Another messy point was the fifth bedroom that had been added off the westernmost pod, a unit that itself was split in function between family room and maid’s quarters and included a bathroom that was also intended for pool users. Ken Lyon, principal city planner and a Palm Springs historic preservation officer, explained in an email that the extra bedroom had been built without a permit. “It was illegal construction which is why the City requested that it be removed — which also improved the historic integrity of the home.”
Forever sainted in Palm Springs, Bob and Helene Alexander, along with Bob’s parents, two other passengers, and two pilots perished on the stormy evening of Nov. 14, 1965, after their chartered Lear Jet 23 left Palm Springs bound for Burbank but nose-dived into the Indio Hills. Spatial disorientation of the pilot in command was given as the reason, and the most immediate result was an orphaned 11-year-old daughter, Jill, today known as Jill Kitnick of Santa Barbara.

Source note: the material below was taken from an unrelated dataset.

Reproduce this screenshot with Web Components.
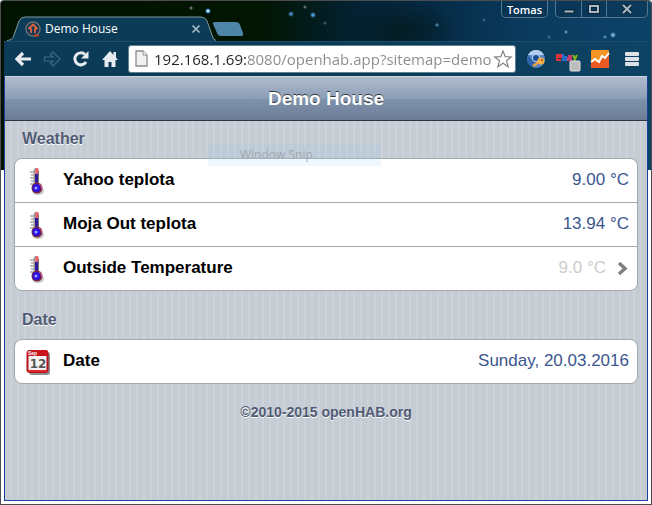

During their travails in the rehabilitation process, Bridge and Armitstead still strove for fidelity to the original modernist spirit and the family feel. “It’s a place where people can come, enjoy the architecture, the yard, and the pool,” Bridge says.
Uncertainties concerning its future use will be resolved soon with a new owner and with changes in progress on Ladera Circle as the new construction to either side of the House of Tomorrow is finished.
Until then the image that stays foremost in mind is Cal Bernstein’s shot for Look, featuring Helene Alexander and Barbara Marx (later Sinatra) negotiating Krisel’s stepping stones on approach to the entrance gate. Their wind-tunnel bouffant coifs are lacquered to perfection. Alexander wears a dotted two-piece swimsuit and two-inch heels, and she carries a beach towel and wicker valise. Marx’s suit is a floral print, and a towel drapes over her left arm as she points at something, as if realizing they forgot to tip the cabbie. All this artifice is somehow perfect for the House of Tomorrow, which any moon base would be wise to emulate.